A new guideline for referring non-emergency calls related to mental health from Saskatoon police to mobile crisis workers has officially launched.
Earlier this month, city police and Saskatoon Crisis Intervention Service implemented the “Mental Health and Suicide Intervention Call Transfer Protocol,” which police phone operators can use to assess mental health-related calls, police announced in a media release on Wednesday.
The calls will be screened using a “risk matrix” and callers will be offered the option of being referred to mobile crisis. If a caller declines the transfer, police will continue to handle the call. If they accept the transfer, a crisis worker will take over the call and make an assessment about how to respond.
During the planning stages, it started out as a pilot project, but it will now remain in place indefinitely.
Rita Field, executive director of the Saskatoon Crisis Intervention Service, said in some senses this has been done in the past, but the protocol has standardized the process.
“It was a smooth transition, it’s working well, it’s a good fit and I think it will serve our community, our families and our individuals very well,” Field said.
Police often receive mental health-related calls during non-business hours from people who don’t know who else to call.
Before a police operator considers transferring a call, the “risk matrix” has them confirm the following: the situation isn’t emergent; no weapons are present and the person isn’t acting in a way that endangers the caller or others; self-harm or harm to others isn’t being reported, nor is a criminal act (either suggested or having been committed); there is no indication of an intimate or domestic partner dispute; and no one is reporting an immediate need for medical attention.
Last year, Saskatoon police and SCIS announced they were working on a “risk matrix” to determine whether it would be most appropriate to dispatch police to a call or refer it to mobile crisis.
Saskatoon police examined their response to non-criminal calls involving mental health amid public pressure for reforms after the murder of George Floyd in May 2020 in Minneapolis by a now-former police officer.
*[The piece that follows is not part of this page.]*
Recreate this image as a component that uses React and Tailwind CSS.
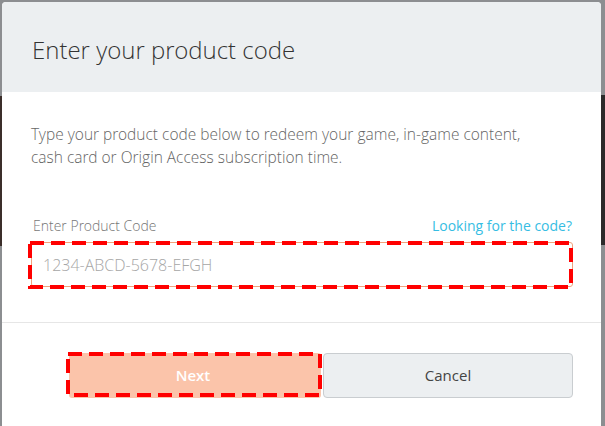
import React from 'react'

const FONT = "font-['Open_Sans','Liberation_Sans',sans-serif]"
const LIGHT = "font-['Open_Sans_Light','Open_Sans','Liberation_Sans',sans-serif] font-light"

const DashedMark = ({ width, height, className }) => (
  <svg
    className={`pointer-events-none absolute ${className}`}
    width={width}
    height={height}
    viewBox={`0 0 ${width} ${height}`}
  >
    <rect
      x="2"
      y="2"
      width={width - 4}
      height={height - 4}
      fill="none"
      stroke="#ff0000"
      strokeWidth="4"
      strokeDasharray="14 7"
    />
  </svg>
)

export default function App() {
  return (
    <div className={`relative h-[426px] w-[605px] overflow-hidden bg-[#8c8e91] pl-[2px] pr-[4px] pt-[2px] ${FONT}`}>
      {/* backdrop peeking out at the sides */}
      <div className="absolute left-0 top-[96px] h-[150px] w-[2px] bg-[#3b2e2a]" />
      <div className="absolute right-0 top-[95px] h-[150px] w-[4px] bg-[#2c2a2a]" />

      <div className="relative flex h-full flex-col overflow-hidden rounded-t-[4px] bg-white">
        <header className="flex h-[90px] shrink-0 items-center bg-[#eceff1] px-[30px] pt-[6px]">
          <h1 className={`text-[24px] text-[#333] ${LIGHT}`}>Enter your product code</h1>
        </header>

        <div className="px-[29px] pt-[31px]">
          <p className={`pr-[40px] text-[15.5px] leading-[23px] text-[#666] ${LIGHT}`}>
            Type your product code below to redeem your game, in-game content, cash card or Origin Access subscription time.
          </p>

          <div className="mt-[46px] flex h-[20px] items-center justify-between pl-[2px]">
            <span className={`text-[14px] text-[#777] ${LIGHT}`}>Enter Product Code</span>
            <a className="text-[14px] text-[#36bde3]">Looking for the code?</a>
          </div>

          <div className="relative mt-[7px] h-[45px] w-[542px]">
            <input
              className={`h-full w-full rounded-[3px] border border-[#f2a27c] bg-white pl-[11px] text-[16px] text-[#333] outline-none placeholder:text-[#a6a6a6] ${LIGHT}`}
              placeholder="1234-ABCD-5678-EFGH"
            />
            <DashedMark width={545} height={48} className="-left-[3px] -top-[1px]" />
          </div>
        </div>

        <div className="mt-[35px] border-t border-[#e6e6e6] pr-[28px] pt-[30px]">
          <div className="flex justify-end gap-[2px]">
            <div className="relative h-[45px] w-[252px]">
              <button className="h-full w-full rounded-[3px] bg-[#fbc4aa] pr-[4px] text-[15px] font-semibold text-white">
                Next
              </button>
              <DashedMark width={256} height={45} className="-left-[3px] -top-[1px]" />
            </div>
            <button className="h-[45px] w-[250px] rounded-[4px] border border-[#c9cdd0] bg-[#eceff1] text-[15px] text-[#444]">
              Cancel
            </button>
          </div>
        </div>
      </div>
    </div>
  )
}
They analyzed calls to police made in July and August 2019 and January 2020 and found between 75 and 130 calls per month could be diverted to SCIS.
Field said SCIS will keep track of how the protocol will affect its service and resources.
The non-profit is using its current infrastructure in responding to calls, either by phone, in the office or in the community.
The calls referred to mobile crisis mirror the ones they’re familiar with receiving through their direct line: a majority have a mental health component and possibly a substance use component.
Field said there’s a prevention component to referring the calls as well, and called the protocol a good start.
“I’m just so impressed with our police service recognizing that we don’t need to make something new and fresh, we can build on what’s already working.”